1.   ivoor zn. 'been van olifantslagtanden'
categorie:
leenwoord
Mnl. iuorie 'ivoor' [1240; Bern.], dese tant es yuor fijn dat dandre alle niet sijn 'deze tand is van zo mooi ivoor als geen andere tand' [1287; CG II, Nat.Bl.D].
Ontleend aan Frans ivoire 'ivoor', met als oudste vindplaats Picardisch ivorie [ca. 1140; Rey], uit vulgair Latijn *eboreum, gebruik als zn. van het klassiek-Latijnse bn. eboreus 'ivoren', dat weer een afleiding is van het eveneens klassieke zn. ebur (genitief eboris) 'ivoor', later bij overdracht ook 'olifant'. Ebur is wrsch. een ontlening aan een Hamitische taal, vergelijk Egyptisch āb(u) 'olifant, ivoor', Koptisch ebu, ebou 'id.'. Zie ook elpenbeen.
ivoren bn. 'van ivoor'. Mnl. yvorijn, yvoren in een setel, die yvorijn was 'een ivoren zetel' [1300-50; MNW-R], haer lijf, dat scoenre sceen ende witter dan yvorijn been 'haar lichaam dat er mooier uitzag en witter dan ivoor' [1300-50; MNW-R], die horen was yvoren 'de hoorn was van ivoor' [1340-60; MNW-R]. Afleiding van ivoor met het achtervoegsel -en voor stoffelijke bijvoeglijke naamwoorden.

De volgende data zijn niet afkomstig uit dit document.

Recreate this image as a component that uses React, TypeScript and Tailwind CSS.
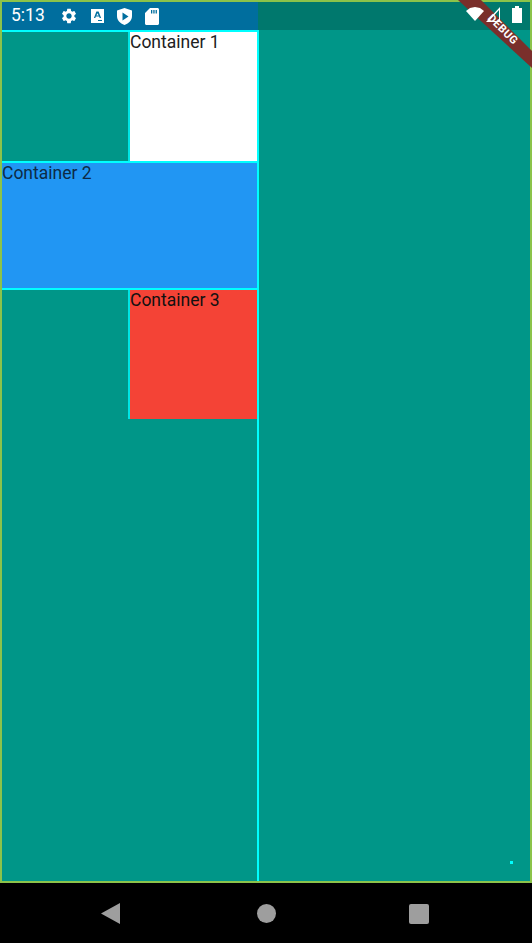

De uitdrukking ivoren toren [1901; WNT toren I], als symbool voor afzondering van de dagelijkse realiteit, is een leenvertaling van Frans tour d'ivoire [1830; Robert], geïntroduceerd door de dichter Charles A. Sainte-Beuve (1804-1869): Et Vigny, plus secret, comme en sa tour d'ivoire, avant midi rentrait 'en Vigny trok zich voor de middag stilletjes terug als in zijn ivoren toren'. Eerder komt de woordcombinatie turris eburnea (Statenvertaling elpenbenen toren) al voor in het Oude Testament, in Hooglied 7:4, daar echter als vergelijking voor een mooie sterke en rechte hals; ook in de moderne literatuur kwam ivoren toren tot in de 19e eeuw nog voor als symbool voor reinheid en kracht. Na Sainte-Beuve, en in het bijzonder na Henry James' onvoltooide roman Ivory Tower (1917), kwam de uitdrukking in de moderne betekenis in vele talen terecht.